1 We will refer to plaintiffs jointly as the Wilsons to avoid confusion as they were defendants in a preceding foreclosure case. When we refer to either plaintiff individually, we will use their first names for clarity, meaning no disrespect.

2 The complaint was originally only made in Tracey's name. On February 29, 2012, Tracey filed an amended complaint, solely to add Willis as a named plaintiff.

3 The judge incorrectly stated that Ding purchased the property at the sheriff's sale, when he purchased it from Deutsche Bank after the bank purchased it at the sheriff's sale.

4 The Wilsons do not appeal the dismissal of the RICO claim.

5 Specifically, the Wilsons contend that the NOI set forth the name and address of the loan servicer and not the name and address of the note holder as required by N.J.S.A. 2A:50-56(c)(11).

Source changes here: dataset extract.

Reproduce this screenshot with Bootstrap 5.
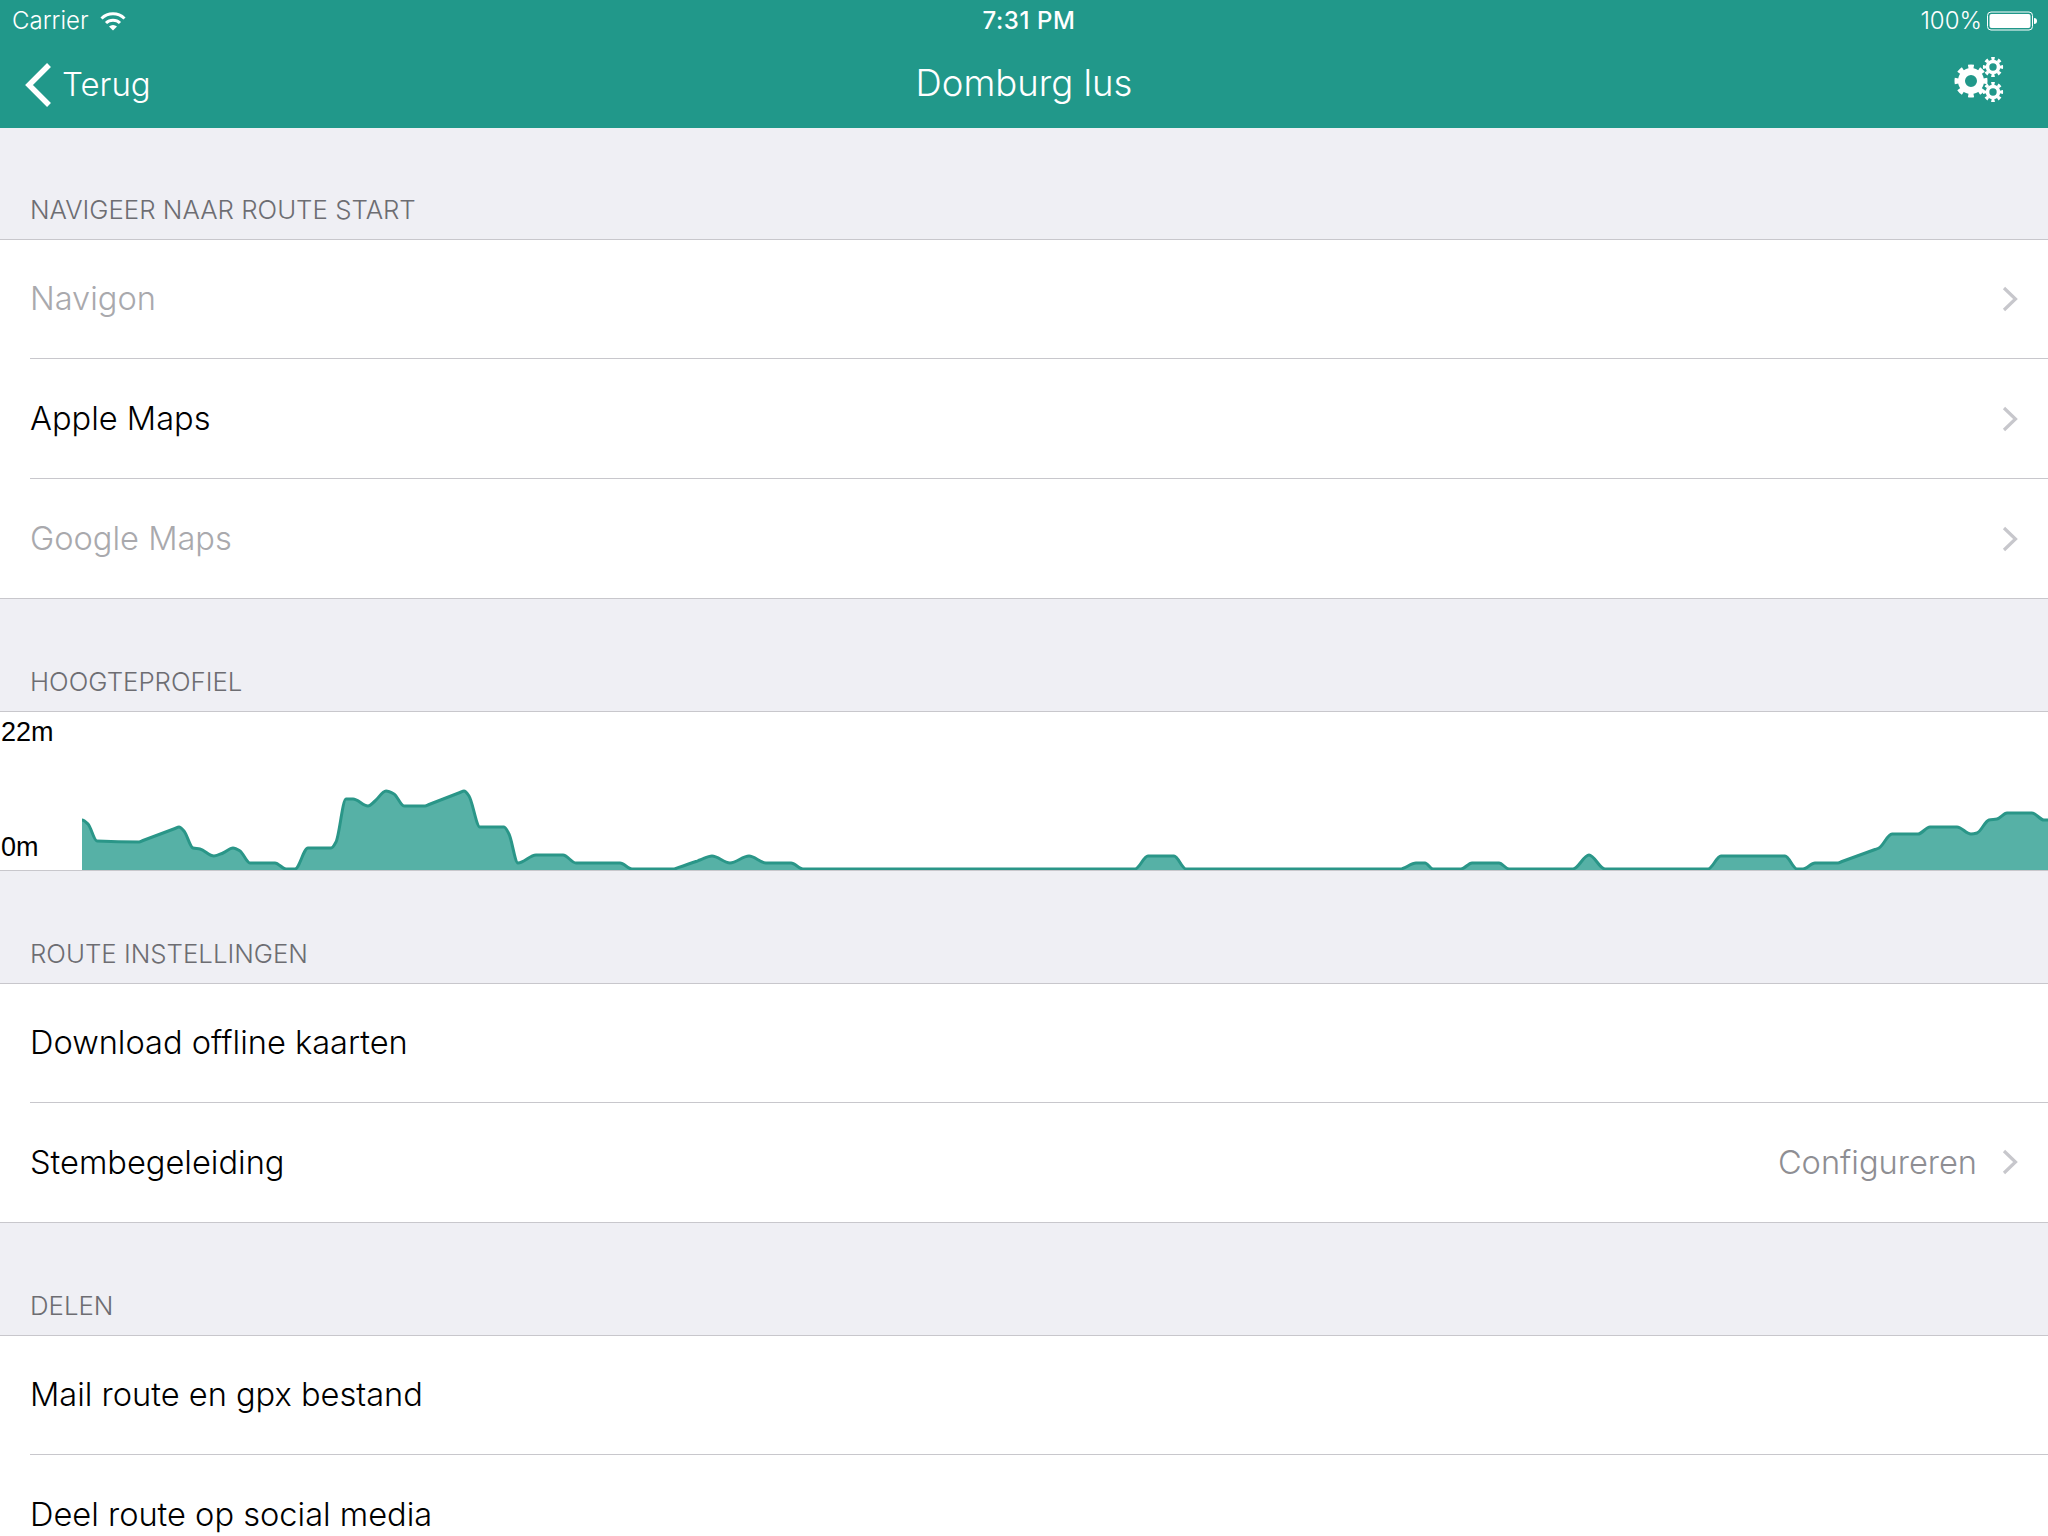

6 "A supersedeas bond is a 'device to protect a party who has been successful at trial but has been forestalled from proceeding during an appeal.'" Courvoisier v. Harley Davidson of Trenton, Inc., 162 N.J. 153, 158 (1999) (quoting Hudson City Sav. Bank v. Hampton Gardens, Ltd., 88 N.J. 16, 20 (1981)).

7 The record is devoid of any documents supporting this claim.

8 The Wilsons base this claim on information not in the record, including that Ding has previously purchased foreclosed property at sheriff's sales. Even if this information was part of the record, it does not support the Wilsons' claim.